While early voting results fail to give Obama nor Romney the edge in the 2012 election, a nagging question lingers – if Obama loses the election where will that leave African Americans?
Obama’s election four years ago served as tangible proof to African-American children that they could do anything they chose if they did their due diligence.
Including becoming President of the United States.
So what would the message then be to these same impressionable youth should Barack Obama be defeated by Republican challenger Mitt Romney?
The latest polls say the president still ranks as the slight favorite going into Election Day, but the race is so tight that anything could happen.

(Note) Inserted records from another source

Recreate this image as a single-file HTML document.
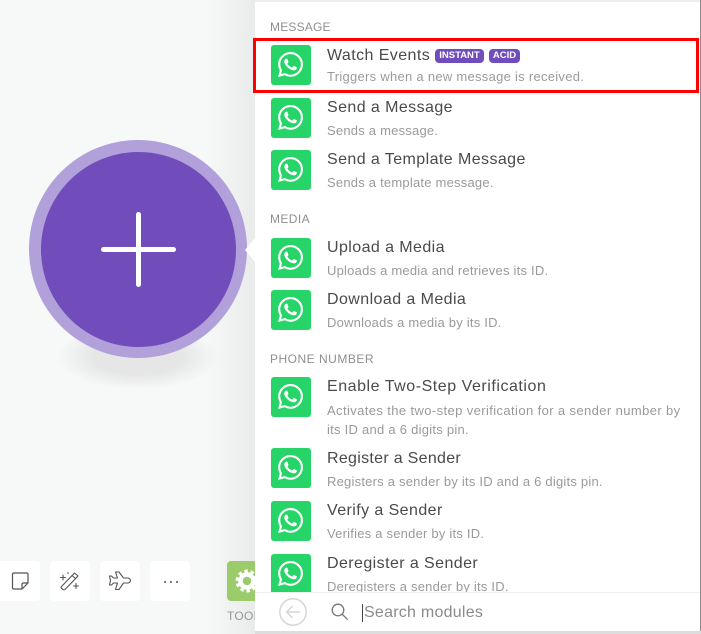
<!DOCTYPE html>
<html><head><meta charset="utf-8">
<style>
html,body{margin:0;padding:0}
body{width:701px;height:634px;overflow:hidden;position:relative;background:#f7f8f8;font-family:"Liberation Sans",sans-serif}
.a{position:absolute;white-space:nowrap}
.t{left:327px;font-size:16px;line-height:20px;color:#4a4a4a;letter-spacing:.42px}
.d{left:327px;font-size:13px;line-height:18px;color:#9a9a9a;letter-spacing:.22px}
.h{left:270px;font-size:12px;line-height:16px;color:#8f8f8f;letter-spacing:.4px}
.i{position:absolute;left:271px;width:40px;height:40px;border-radius:3px;background:#27d468;overflow:hidden}
.i svg{position:absolute;left:7px;top:7px;width:25px;height:25px;fill:#fff}
.b{position:absolute;top:561px;width:40px;height:40px;background:#fff;border-radius:4px}
.tag{position:absolute;top:48.5px;height:14px;background:#714dbb;border-radius:4px;color:#fff;font-size:9.5px;font-weight:bold;line-height:14px;text-align:center}
</style></head><body>
<svg width="0" height="0" style="position:absolute"><defs><symbol id="w" viewBox="0 0 24 24"><path d="M17.472 14.382c-.297-.149-1.758-.867-2.03-.967-.273-.099-.471-.148-.67.15-.197.297-.767.966-.94 1.164-.173.199-.347.223-.644.075-.297-.15-1.255-.463-2.39-1.475-.883-.788-1.48-1.761-1.653-2.059-.173-.297-.018-.458.13-.606.134-.133.298-.347.446-.52.149-.174.198-.298.298-.497.099-.198.05-.371-.025-.52-.075-.149-.669-1.612-.916-2.207-.242-.579-.487-.5-.669-.51-.173-.008-.371-.01-.57-.01-.198 0-.52.074-.792.372-.272.297-1.04 1.016-1.04 2.479 0 1.462 1.065 2.875 1.213 3.074.149.198 2.096 3.2 5.077 4.487.709.306 1.262.489 1.694.625.712.227 1.36.195 1.871.118.571-.085 1.758-.719 2.006-1.413.248-.694.248-1.289.173-1.413-.074-.124-.272-.198-.57-.347m-5.421 7.403h-.004a9.87 9.87 0 01-5.031-1.378l-.361-.214-3.741.982.998-3.648-.235-.374a9.86 9.86 0 01-1.51-5.26c.001-5.45 4.436-9.884 9.888-9.884 2.64 0 5.122 1.03 6.988 2.898a9.825 9.825 0 012.893 6.994c-.003 5.45-4.437 9.884-9.885 9.884m8.413-18.297A11.815 11.815 0 0012.05 0C5.495 0 .16 5.335.157 11.892c0 2.096.547 4.142 1.588 5.945L.057 24l6.305-1.654a11.882 11.882 0 005.683 1.448h.005c6.554 0 11.89-5.335 11.893-11.893a11.821 11.821 0 00-3.48-8.413z"/></symbol></defs></svg>

<!-- canvas -->
<div class="a" style="left:205px;top:0;width:50px;height:634px;background:linear-gradient(to right,rgba(0,0,0,0),rgba(0,0,0,.055))"></div>
<div class="a" style="left:58px;top:325px;width:160px;height:64px;border-radius:50%;background:radial-gradient(ellipse at center,rgba(0,0,0,.07) 40%,rgba(0,0,0,0) 72%)"></div>
<div class="a" style="left:29px;top:140px;width:218px;height:218px;border-radius:50%;background:#b1a0d9"></div>
<div class="a" style="left:40.5px;top:151.5px;width:195px;height:195px;border-radius:50%;background:#714dbb"></div>
<div class="a" style="left:101px;top:246.5px;width:75px;height:5px;border-radius:3px;background:#fff"></div>
<div class="a" style="left:136px;top:212px;width:5px;height:75px;border-radius:3px;background:#fff"></div>
<div class="a" style="left:245px;top:238px;width:0;height:0;border-top:12px solid transparent;border-bottom:12px solid transparent;border-right:10px solid #fff"></div>

<!-- toolbar -->
<div class="b" style="left:0;border-radius:0 4px 4px 0">
<svg width="40" height="40" fill="none" stroke="#555" stroke-width="1.2" stroke-linejoin="round"><path d="M12.500 13.500q0-1.500 1.500-1.500h12.500q1.500 0 1.500 1.500v8.500l-6 6h-8q-1.500 0-1.500-1.500z"/><path d="M28 22h-4.500q-1.500 0-1.500 1.500v4.500"/></svg></div>
<div class="b" style="left:50px">
<svg width="40" height="40" fill="none" stroke="#555" stroke-width="1.100" stroke-linecap="round" stroke-linejoin="round"><path d="M11.500 25.500l13-13.500 3.500 3-13 13.500q-1 .8-2 0l-1.500-1.300q-.8-1 0-1.700z"/><path d="M22 14.500l3.500 3"/><path d="M13 14v5M10.500 16.500h5M26 22.500v5M23.500 25h5M18 11.500v1"/></svg></div>
<div class="b" style="left:100px">
<svg width="40" height="40" fill="none" stroke="#555" stroke-width="1.100" stroke-linejoin="round"><path d="M15.500 11h3.500l4.500 6h4.500q2.500.8 2.500 2.500t-2.500 2.500h-4.500l-4.500 6.500h-3.500l2-6.500h-4l-2 2h-2l1-4.500-1-4.500h2l2 2h4z"/></svg></div>
<div class="b" style="left:150px">
<div class="a" style="left:13.500px;top:19.500px;width:2px;height:2px;border-radius:50%;background:#555"></div>
<div class="a" style="left:19.500px;top:19.500px;width:2px;height:2px;border-radius:50%;background:#555"></div>
<div class="a" style="left:25.500px;top:19.500px;width:2px;height:2px;border-radius:50%;background:#555"></div></div>
<div class="a" style="left:227px;top:561px;width:40px;height:40px;background:#9ccb6b;border-radius:4px"></div>
<svg class="a" style="left:235px;top:569px" width="24" height="24" viewBox="0 0 24 24"><circle cx="12" cy="12" r="6.500" fill="none" stroke="#fff" stroke-width="4.500"/><circle cx="12" cy="12" r="10" fill="none" stroke="#fff" stroke-width="3" stroke-dasharray="3.500 2.800"/></svg>
<div class="a" style="left:227px;top:608px;font-size:12px;line-height:16px;color:#999;letter-spacing:.3px">TOOLS</div>

<!-- panel -->
<div class="a" style="left:255px;top:2px;width:445px;height:629px;background:#fff;overflow:hidden"></div>
<div class="a" style="left:255px;top:0;width:445px;height:2px;background:#eee"></div>
<div class="a" style="left:700px;top:0;width:1px;height:634px;background:#8c8c8c"></div>
<div class="a" style="left:255px;top:631px;width:446px;height:3px;background:#ddd"></div>

<div class="a h" style="top:19px;letter-spacing:.2px">MESSAGE</div>
<div class="i" style="top:45px"><svg><use href="#w"/></svg></div>
<div class="a t" style="top:46px">Watch Events</div>
<div class="tag" style="left:435px;width:49px">INSTANT</div>
<div class="tag" style="left:489px;width:31px">ACID</div>
<div class="a d" style="top:68px;letter-spacing:.28px">Triggers when a new message is received.</div>

<div class="i" style="top:98px"><svg><use href="#w"/></svg></div>
<div class="a t" style="top:98px">Send a Message</div>
<div class="a d" style="top:122px">Sends a message.</div>

<div class="i" style="top:150px"><svg><use href="#w"/></svg></div>
<div class="a t" style="top:150px">Send a Template Message</div>
<div class="a d" style="top:174px">Sends a template message.</div>

<div class="a h" style="top:210.500px">MEDIA</div>
<div class="i" style="top:238px"><svg><use href="#w"/></svg></div>
<div class="a t" style="top:238px">Upload a Media</div>
<div class="a d" style="top:262px">Uploads a media and retrieves its ID.</div>

<div class="i" style="top:290px"><svg><use href="#w"/></svg></div>
<div class="a t" style="top:290px">Download a Media</div>
<div class="a d" style="top:314px">Downloads a media by its ID.</div>

<div class="a h" style="top:350.500px;letter-spacing:.5px">PHONE NUMBER</div>
<div class="i" style="top:377px"><svg><use href="#w"/></svg></div>
<div class="a t" style="top:377px;letter-spacing:.54px">Enable Two-Step Verification</div>
<div class="a d" style="top:402px;letter-spacing:.39px">Activates the two-step verification for a sender number by</div>
<div class="a d" style="top:421px;letter-spacing:.26px">its ID and a 6 digits pin.</div>

<div class="i" style="top:448px"><svg><use href="#w"/></svg></div>
<div class="a t" style="top:449px;letter-spacing:.3px">Register a Sender</div>
<div class="a d" style="top:473px">Registers a sender by its ID and a 6 digits pin.</div>

<div class="i" style="top:501px"><svg><use href="#w"/></svg></div>
<div class="a t" style="top:501px">Verify a Sender</div>
<div class="a d" style="top:525px">Verifies a sender by its ID.</div>

<div class="i" style="top:554px"><svg><use href="#w"/></svg></div>
<div class="a t" style="top:554px">Deregister a Sender</div>
<div class="a d" style="top:578px">Deregisters a sender by its ID.</div>

<!-- search bar -->
<div class="a" style="left:255px;top:592px;width:445px;height:39px;background:#fff;border-top:1px solid #eee;box-sizing:border-box"></div>
<svg class="a" style="left:278px;top:597px" width="30" height="30" fill="none" stroke="#d6d6d6" stroke-width="1.500" stroke-linecap="round" stroke-linejoin="round"><circle cx="15" cy="15" r="13.200"/><path d="M8.500 15h13M14 9.500l-5.500 5.500 5.500 5.500"/></svg>
<svg class="a" style="left:330px;top:602px" width="20" height="20" fill="none" stroke="#777" stroke-width="1.300" stroke-linecap="round"><circle cx="8" cy="8" r="5.800"/><path d="M12.500 12.500l4.800 4.800"/></svg>
<div class="a" style="left:362px;top:604px;width:1px;height:18px;background:#444"></div>
<div class="a" style="left:364px;top:603px;font-size:16px;line-height:20px;color:#8a8a8a;letter-spacing:.25px">Search modules</div>

<!-- red highlight -->
<div class="a" style="left:253px;top:38px;width:446px;height:55px;box-sizing:border-box;border:3px solid #f00"></div>
</body></html>
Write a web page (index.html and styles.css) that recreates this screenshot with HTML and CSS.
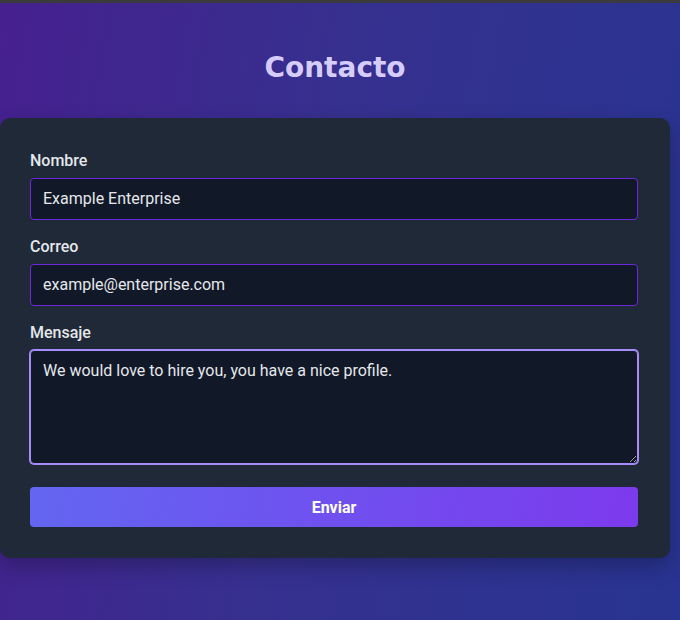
FILE: index.html
```html
<!DOCTYPE html>
<html lang="es">
<head>
<meta charset="utf-8">
<title>Contacto</title>
<link rel="stylesheet" href="styles.css">
</head>
<body>
<div class="topbar"></div>
<main class="page">
  <h1 class="title">Contacto</h1>
  <form class="card">
    <div class="field">
      <label class="label" for="nombre">Nombre</label>
      <input class="input" id="nombre" type="text" value="Example Enterprise">
    </div>
    <div class="field">
      <label class="label" for="correo">Correo</label>
      <input class="input" id="correo" type="email" value="example@enterprise.com">
    </div>
    <div class="field field-last">
      <label class="label" for="mensaje">Mensaje</label>
      <textarea class="input textarea focused" id="mensaje">We would love to hire you, you have a nice profile.</textarea>
    </div>
    <button class="button" type="button">Enviar</button>
  </form>
</main>
</body>
</html>
```

FILE: styles.css
```css
* { box-sizing: border-box; }
html, body { margin: 0; padding: 0; }
body {
  width: 680px;
  height: 620px;
  overflow: hidden;
  background: linear-gradient(100deg, #46208f 0%, #36308f 45%, #283491 100%);
  font-family: Roboto, "Liberation Sans", sans-serif;
}
.topbar {
  height: 3px;
  background: #3b3b3d;
}
.page {
  width: 670px;
  padding-top: 48px;
}
.title {
  margin: 0 0 33px;
  text-align: center;
  font-family: "DejaVu Sans", sans-serif;
  font-weight: 700;
  font-size: 28px;
  line-height: 34px;
  color: #d6cbfd;
}
.card {
  background: #1f2937;
  border-radius: 10px;
  padding: 31px 32px 31px 30px;
  box-shadow: 0 8px 20px rgba(0, 0, 0, 0.25);
}
.field {
  margin-bottom: 15px;
}
.field-last {
  margin-bottom: 23px;
}
.label {
  display: block;
  font-size: 16px;
  font-weight: 500;
  line-height: 24px;
  color: #e5e7eb;
  margin-bottom: 5px;
}
.input {
  display: block;
  width: 100%;
  height: 42px;
  margin: 0;
  padding: 9px 12px 11px;
  background: #111827;
  border: 1px solid #6d28d9;
  border-radius: 4px;
  color: #e5e7eb;
  font-family: Roboto, "Liberation Sans", sans-serif;
  font-size: 16px;
  line-height: 20px;
  outline: none;
}
.textarea {
  height: 114px;
  padding: 10px 12px;
  resize: vertical;
}
.focused {
  border-color: #a78bfa;
  box-shadow: 0 0 0 1px #a78bfa;
}
.button {
  display: block;
  width: 100%;
  height: 40px;
  border: 0;
  border-radius: 4px;
  background: linear-gradient(100deg, #6366f1 0%, #7c3aed 100%);
  color: #ffffff;
  font-family: Roboto, "Liberation Sans", sans-serif;
  font-weight: 700;
  font-size: 16px;
  cursor: pointer;
}
```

It would be the start antithesis of 2008 when 200,000 supporters gathered to absorb the historic moment in Chicago’s Grant Park. Thousands of other jubilant African-Americans across the nation took the streets to celebrate the moment Obama was declared the victory, giddy with ecstasy that one of their own would sit in the Oval Office for the first time in our nation’s history.
For black voters, the stakes are high.
“This is the most significant political season we have seen in a long time,” Rev. David Bullock, head of the Detroit Chapter of Rainbow-PUSH, told theGrio.com. “Malcolm X said something very important in that there are only two ways to change America. You will only change America by saying ‘Give me liberty or give me death.’ Or you will change America by entering the ballot box.”
Turnout by the base could prove decisive for an Obama victory.
“Hopefully, before he loses, black people will do everything they can to ensure that the best person–and I do think that out of the two that President Obama is the best–is the president of the United States,” said Phillip Jackson, the executive director of the Black Star Project, a Chicago-based educational program providing mentoring to thousands of students and parents through its Saturday University program. “I would hope that he would win and that the community would be energized.”
Jackson believes an Obama loss would be devastating.
“Black America is already in trouble, so that would be compiling those feelings of hopelessness, those feelings of weakness,” he said. “We’re already in trouble. We’re already the most challenged ethnic group in this country. And so now, you’re talking about losing an African-American president? It would be devastating. You would almost see African-Americans crying in the street.”